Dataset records

— Start —

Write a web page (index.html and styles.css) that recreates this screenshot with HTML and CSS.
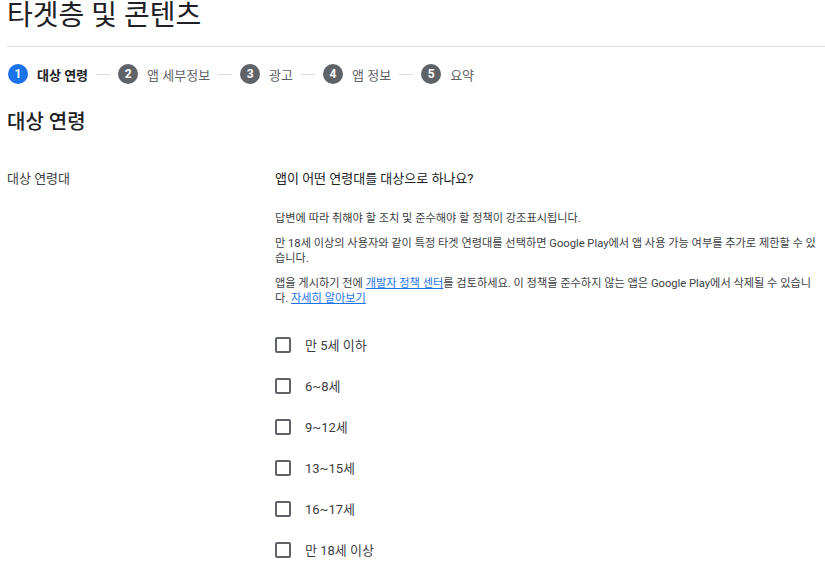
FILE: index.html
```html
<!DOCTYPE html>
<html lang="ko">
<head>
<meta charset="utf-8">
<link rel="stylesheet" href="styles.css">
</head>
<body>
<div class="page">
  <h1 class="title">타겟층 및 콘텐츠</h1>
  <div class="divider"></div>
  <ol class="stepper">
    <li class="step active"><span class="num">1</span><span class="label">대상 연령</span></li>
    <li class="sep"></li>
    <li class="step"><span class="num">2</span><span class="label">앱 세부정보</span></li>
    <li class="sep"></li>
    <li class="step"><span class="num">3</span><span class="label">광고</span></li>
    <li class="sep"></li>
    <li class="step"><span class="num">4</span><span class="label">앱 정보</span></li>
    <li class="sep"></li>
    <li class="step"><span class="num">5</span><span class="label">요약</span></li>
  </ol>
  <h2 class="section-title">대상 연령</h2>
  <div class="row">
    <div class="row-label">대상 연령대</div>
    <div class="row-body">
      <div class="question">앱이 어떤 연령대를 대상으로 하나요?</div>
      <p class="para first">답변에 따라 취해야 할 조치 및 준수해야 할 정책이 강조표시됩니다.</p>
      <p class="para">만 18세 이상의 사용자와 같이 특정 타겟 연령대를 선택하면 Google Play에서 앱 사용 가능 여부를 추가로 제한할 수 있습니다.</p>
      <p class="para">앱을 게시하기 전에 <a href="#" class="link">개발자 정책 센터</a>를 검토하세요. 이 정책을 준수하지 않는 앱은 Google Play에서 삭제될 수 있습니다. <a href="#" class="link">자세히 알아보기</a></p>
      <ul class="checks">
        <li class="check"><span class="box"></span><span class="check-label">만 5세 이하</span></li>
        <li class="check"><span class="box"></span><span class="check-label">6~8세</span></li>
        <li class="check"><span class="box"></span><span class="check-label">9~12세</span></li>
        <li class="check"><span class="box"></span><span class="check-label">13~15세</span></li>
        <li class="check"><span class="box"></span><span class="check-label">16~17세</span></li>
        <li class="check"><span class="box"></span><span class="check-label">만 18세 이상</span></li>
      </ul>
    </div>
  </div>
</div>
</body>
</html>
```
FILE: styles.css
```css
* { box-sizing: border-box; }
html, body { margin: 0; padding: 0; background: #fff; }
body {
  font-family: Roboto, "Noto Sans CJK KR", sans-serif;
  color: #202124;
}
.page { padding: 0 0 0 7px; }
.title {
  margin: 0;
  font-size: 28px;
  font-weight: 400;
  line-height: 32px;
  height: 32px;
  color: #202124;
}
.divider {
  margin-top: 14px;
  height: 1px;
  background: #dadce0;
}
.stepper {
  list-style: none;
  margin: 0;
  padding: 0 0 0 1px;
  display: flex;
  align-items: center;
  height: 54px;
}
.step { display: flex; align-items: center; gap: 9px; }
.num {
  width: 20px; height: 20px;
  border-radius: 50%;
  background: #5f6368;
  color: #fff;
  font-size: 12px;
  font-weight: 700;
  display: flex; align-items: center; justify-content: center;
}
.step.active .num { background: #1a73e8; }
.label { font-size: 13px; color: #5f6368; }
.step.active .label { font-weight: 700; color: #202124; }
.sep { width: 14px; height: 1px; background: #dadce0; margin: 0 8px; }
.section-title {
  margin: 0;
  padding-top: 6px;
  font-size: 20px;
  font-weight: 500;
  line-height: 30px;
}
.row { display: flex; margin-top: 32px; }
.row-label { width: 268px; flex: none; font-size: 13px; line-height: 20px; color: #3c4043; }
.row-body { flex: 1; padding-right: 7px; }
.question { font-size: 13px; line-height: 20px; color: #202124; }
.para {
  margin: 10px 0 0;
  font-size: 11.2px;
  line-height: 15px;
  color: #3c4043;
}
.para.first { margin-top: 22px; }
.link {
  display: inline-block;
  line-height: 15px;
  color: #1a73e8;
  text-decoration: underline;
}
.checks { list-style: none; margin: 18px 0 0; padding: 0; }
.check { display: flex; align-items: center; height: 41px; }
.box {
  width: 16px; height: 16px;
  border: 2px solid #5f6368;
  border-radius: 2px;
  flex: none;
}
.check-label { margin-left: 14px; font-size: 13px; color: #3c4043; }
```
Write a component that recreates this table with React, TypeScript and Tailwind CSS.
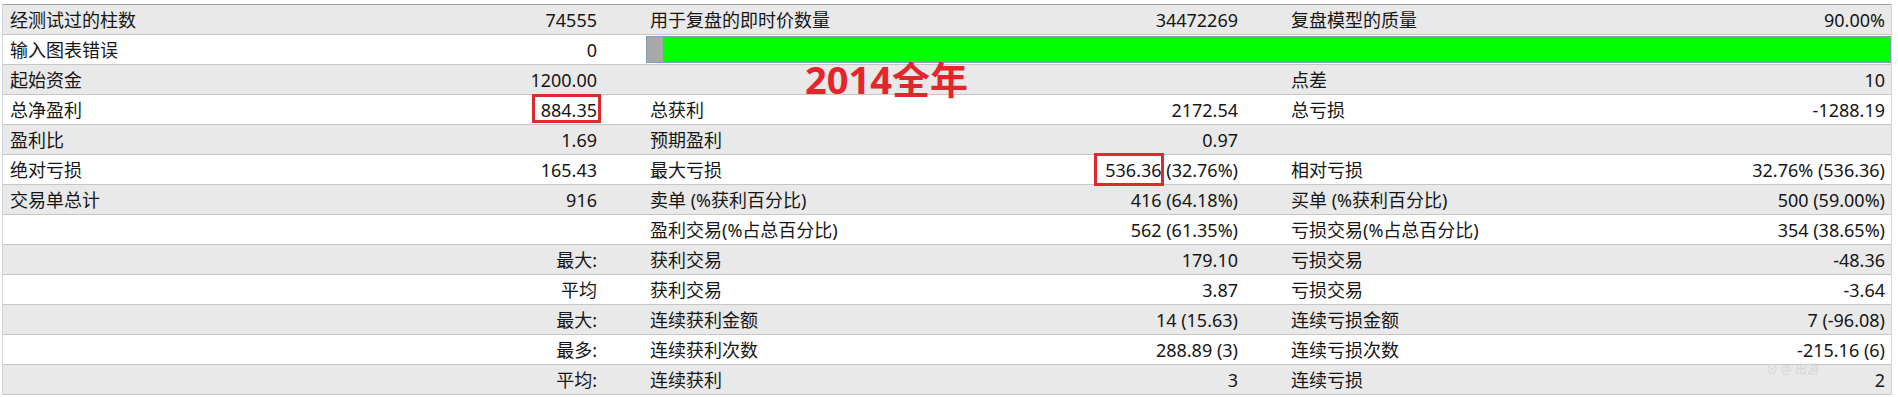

— End —

Output the full set of records above without changing a word, and drop the images.

• Result of this exercise:
Write a web page (index.html and styles.css) that recreates this screenshot with HTML and CSS.
FILE: index.html
```html
<!DOCTYPE html>
<html lang="ko">
<head>
<meta charset="utf-8">
<link rel="stylesheet" href="styles.css">
</head>
<body>
<div class="page">
  <h1 class="title">타겟층 및 콘텐츠</h1>
  <div class="divider"></div>
  <ol class="stepper">
    <li class="step active"><span class="num">1</span><span class="label">대상 연령</span></li>
    <li class="sep"></li>
    <li class="step"><span class="num">2</span><span class="label">앱 세부정보</span></li>
    <li class="sep"></li>
    <li class="step"><span class="num">3</span><span class="label">광고</span></li>
    <li class="sep"></li>
    <li class="step"><span class="num">4</span><span class="label">앱 정보</span></li>
    <li class="sep"></li>
    <li class="step"><span class="num">5</span><span class="label">요약</span></li>
  </ol>
  <h2 class="section-title">대상 연령</h2>
  <div class="row">
    <div class="row-label">대상 연령대</div>
    <div class="row-body">
      <div class="question">앱이 어떤 연령대를 대상으로 하나요?</div>
      <p class="para first">답변에 따라 취해야 할 조치 및 준수해야 할 정책이 강조표시됩니다.</p>
      <p class="para">만 18세 이상의 사용자와 같이 특정 타겟 연령대를 선택하면 Google Play에서 앱 사용 가능 여부를 추가로 제한할 수 있습니다.</p>
      <p class="para">앱을 게시하기 전에 <a href="#" class="link">개발자 정책 센터</a>를 검토하세요. 이 정책을 준수하지 않는 앱은 Google Play에서 삭제될 수 있습니다. <a href="#" class="link">자세히 알아보기</a></p>
      <ul class="checks">
        <li class="check"><span class="box"></span><span class="check-label">만 5세 이하</span></li>
        <li class="check"><span class="box"></span><span class="check-label">6~8세</span></li>
        <li class="check"><span class="box"></span><span class="check-label">9~12세</span></li>
        <li class="check"><span class="box"></span><span class="check-label">13~15세</span></li>
        <li class="check"><span class="box"></span><span class="check-label">16~17세</span></li>
        <li class="check"><span class="box"></span><span class="check-label">만 18세 이상</span></li>
      </ul>
    </div>
  </div>
</div>
</body>
</html>
```
FILE: styles.css
```css
* { box-sizing: border-box; }
html, body { margin: 0; padding: 0; background: #fff; }
body {
  font-family: Roboto, "Noto Sans CJK KR", sans-serif;
  color: #202124;
}
.page { padding: 0 0 0 7px; }
.title {
  margin: 0;
  font-size: 28px;
  font-weight: 400;
  line-height: 32px;
  height: 32px;
  color: #202124;
}
.divider {
  margin-top: 14px;
  height: 1px;
  background: #dadce0;
}
.stepper {
  list-style: none;
  margin: 0;
  padding: 0 0 0 1px;
  display: flex;
  align-items: center;
  height: 54px;
}
.step { display: flex; align-items: center; gap: 9px; }
.num {
  width: 20px; height: 20px;
  border-radius: 50%;
  background: #5f6368;
  color: #fff;
  font-size: 12px;
  font-weight: 700;
  display: flex; align-items: center; justify-content: center;
}
.step.active .num { background: #1a73e8; }
.label { font-size: 13px; color: #5f6368; }
.step.active .label { font-weight: 700; color: #202124; }
.sep { width: 14px; height: 1px; background: #dadce0; margin: 0 8px; }
.section-title {
  margin: 0;
  padding-top: 6px;
  font-size: 20px;
  font-weight: 500;
  line-height: 30px;
}
.row { display: flex; margin-top: 32px; }
.row-label { width: 268px; flex: none; font-size: 13px; line-height: 20px; color: #3c4043; }
.row-body { flex: 1; padding-right: 7px; }
.question { font-size: 13px; line-height: 20px; color: #202124; }
.para {
  margin: 10px 0 0;
  font-size: 11.2px;
  line-height: 15px;
  color: #3c4043;
}
.para.first { margin-top: 22px; }
.link {
  display: inline-block;
  line-height: 15px;
  color: #1a73e8;
  text-decoration: underline;
}
.checks { list-style: none; margin: 18px 0 0; padding: 0; }
.check { display: flex; align-items: center; height: 41px; }
.box {
  width: 16px; height: 16px;
  border: 2px solid #5f6368;
  border-radius: 2px;
  flex: none;
}
.check-label { margin-left: 14px; font-size: 13px; color: #3c4043; }
```
Write a component that recreates this table with React, TypeScript and Tailwind CSS.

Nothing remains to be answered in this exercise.